In LTE, the Handover mechanism is only available when the terminal is in the CONNECTED state. In the IDLE state, the terminal is free to move within the tracking area and so follows a less rigorous Cell Reselection mobility mechanism.
The Handover mechanism in LTE is managed by the network. That is, the network side determines, based on measurement data received from the user equipment, which destination cell and associated destination base station the user equipment should connect to as it moves out of range of the serving base station. From the point of view of the terminal in a Handover, the destination base station is often referred to as the target base station, while the serving base station the terminal is moving away from is referred to as the source base station.
In general, the Handover sequence involves the source base station or node initially deciding that a handover should occur, and to which target base station. The source base station then prepares the target base station for the handover by providing relevant connection information associated with the specific user equipment. Once prepared, the target base station acknowledges this to the source base station, and the source base station commands the user equipment to handover to the target base station. In response, the user equipment detaches from the source base station, and synchronises to the designated new target cell.
If a failure occurs in the mobility mechanism in the CONNECTED state, the terminal can lose its tight allocation to a serving base station. In this situation, there is a risk that the terminal may have to return to the IDLE state with an associated disruption to the data connections and potential data loss.
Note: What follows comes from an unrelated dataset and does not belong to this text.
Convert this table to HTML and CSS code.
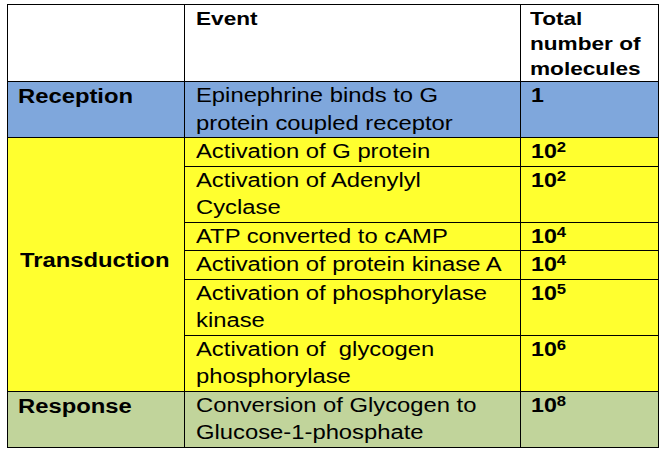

This disruption of the connection to the source base station may be the result of a Radio Link Failure (RLF).
In order to improve the robustness of the terminal CONNECTED state, the LTE system prescribes a second mobility mechanism known as Re-establishment. Re-establishment is designed to maintain the CONNECTED state, and avoid unintended returns to the IDLE state. The Re-establishment mechanism is used to recover from several error situations in which the network failed to execute a handover in time. The Re-establishment mechanism allows a user equipment that has lost its connection with a serving base station (and has not been commanded to Handover) to reconnect to a potential target base station. A precondition for the Re-establishment to be successful is that the target base station is aware of the connection settings from the previously disrupted connection i.e. the target base station has information on the so-called UE context.
However, if there is an error in the Handover mechanism, then there is a high likelihood that the target base station will not be prepared, and will not have the relevant up-to-date connection information for the terminal to recover while in the CONNECTED state. This limits the effectiveness of the Re-establishment mechanism.
One conceivable solution to this limitation is to prepare one or more neighbouring base stations in anticipation of any potential radio link failure. However, this is difficult to achieve without creating significant additional signalling within the E-UTRAN. The number of base stations that would need to be prepared could be significant depending on the size and topography of the cells, and those base stations that are prepared are likely to need constant updating to ensure the UE context information is up-to-date.